We think that opening up more of the park to legitimate use will prevent moving the illegal activity to another part of the park. 11 years ago mountain bikers and equestrians built the U-Conn multi-use trail in the northern part of Pogonip - which was also a refuge for illegal camping and drug activity. It was pushed out of that area after the trail was constructed and it was in use by the community. Mountain bikers love our community. We can provide positive solutions to displace the bad elements. Please support this plan!

Trails not Tracks!

10 comments:

BicyclingMonterey said...

Having biked Highway 9, I love the idea of an alternate route like that too!

Unknown said...

Where do you imagine the activity will be displaced to after the trail is built?

Unknown said...

I'm not trying to be hostile; I just really want to know where you think the drug selling might move.

funkyj said...

it is pointless to try and predict where the junkies will move to. Get the trail approved then observe new behavior and act again.
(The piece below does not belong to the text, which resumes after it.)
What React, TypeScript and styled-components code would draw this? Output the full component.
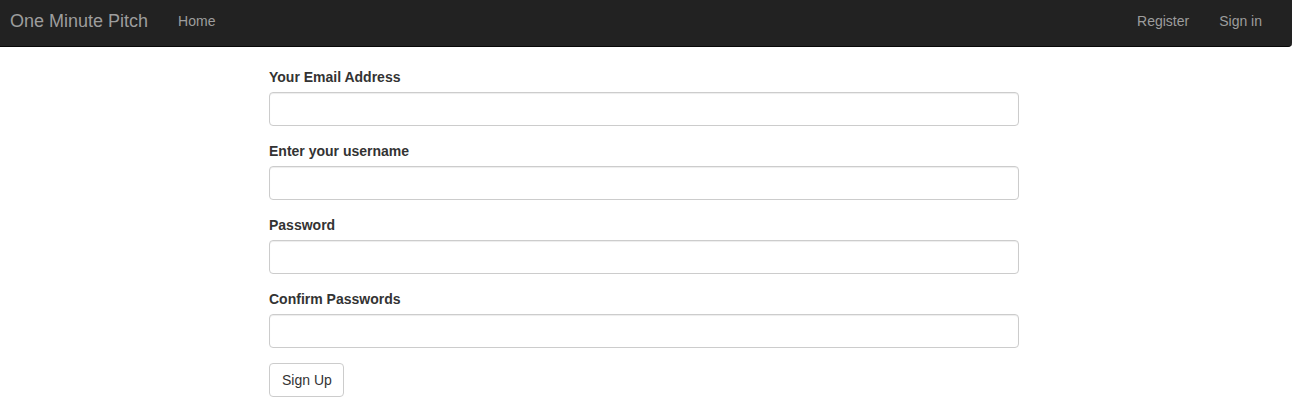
import React from "react";
import styled, { createGlobalStyle } from "styled-components";

const Global = createGlobalStyle`
  html, body { margin: 0; padding: 0; background: #fff; }
  body {
    font-family: "Liberation Sans", Arial, Helvetica, sans-serif;
    font-size: 14px;
    line-height: 1.42857143;
    color: #333;
  }
  * { box-sizing: border-box; }
`;

const Navbar = styled.nav`
  display: flex;
  align-items: stretch;
  justify-content: space-between;
  height: 47px;
  margin-bottom: 20px;
  background: #222;
  border-bottom: 1px solid #080808;
  border-radius: 0 0 4px 0;
  padding: 0 15px 0 0;
`;

const NavGroup = styled.div`
  display: flex;
  align-items: stretch;
`;

const Brand = styled.a`
  display: flex;
  align-items: center;
  padding: 0 15px 4px 10px;
  font-size: 18px;
  line-height: 20px;
  color: #9d9d9d;
  text-decoration: none;
`;

const NavLink = styled.a`
  display: flex;
  align-items: center;
  padding: 0 15px 4px;
  font-size: 14px;
  line-height: 20px;
  color: #9d9d9d;
  text-decoration: none;
`;

const Container = styled.div`
  width: 750px;
  margin-left: 269px;
`;

const FormGroup = styled.div`
  margin-bottom: 15px;
`;

const Label = styled.label`
  display: block;
  font-weight: 700;
  margin-bottom: 5px;
  line-height: 20px;
  color: #333;
`;

const Input = styled.input`
  display: block;
  width: 100%;
  height: 34px;
  padding: 6px 12px;
  font-size: 14px;
  border: 1px solid #ccc;
  border-radius: 4px;
  box-shadow: inset 0 1px 1px rgba(0, 0, 0, 0.075);
  background: #fff;
  font-family: inherit;
`;

const Button = styled.button`
  display: inline-block;
  height: 34px;
  padding: 6px 11px 6px 12px;
  font-size: 14px;
  line-height: 20px;
  font-family: inherit;
  color: #333;
  background: #fff;
  border: 1px solid #ccc;
  border-radius: 4px;
`;

const fields = [
  { label: "Your Email Address", type: "email" },
  { label: "Enter your username", type: "text" },
  { label: "Password", type: "password" },
  { label: "Confirm Passwords", type: "password" },
];

export default function App() {
  return (
    <>
      <Global />
      <Navbar>
        <NavGroup>
          <Brand href="#">One Minute Pitch</Brand>
          <NavLink href="#">Home</NavLink>
        </NavGroup>
        <NavGroup>
          <NavLink href="#">Register</NavLink>
          <NavLink href="#">Sign in</NavLink>
        </NavGroup>
      </Navbar>
      <Container>
        <form onSubmit={(e) => e.preventDefault()}>
          {fields.map((f) => (
            <FormGroup key={f.label}>
              <Label>{f.label}</Label>
              <Input type={f.type} />
            </FormGroup>
          ))}
          <Button type="submit">Sign Up</Button>
        </form>
      </Container>
    </>
  );
}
we simply must play "wack-a-mole"

funkyj said...

perhaps it will move here

http://www.santacruzsentinel.com/ci_15579670?source=most_viewed

pierce said...

if the dealers and junkies move to a state park (Natural Bridges), they'll get to deal with the state police/rangers...

Anonymous said...

Where there's a will there's a way, on both sides. Our will just has to be smarter. And in my experience, using addicts, aren't that smart. Pogonip never belonged to them, SC citizens jusy took it for granted for too long.

Amy said...

sorry-SC citizens 'just' took it for granted for too long. BTW funkyj, love the 'whack-a-mole' comment, so true in this town now.

Anonymous said...

How can the university get involved? U need alot if positive traffic to push out the negative. And safety which costs time and money. Get lots of students to use the corridor too

Anonymous said...

does anyone know the current status of this? i can't find anything more current. thank you.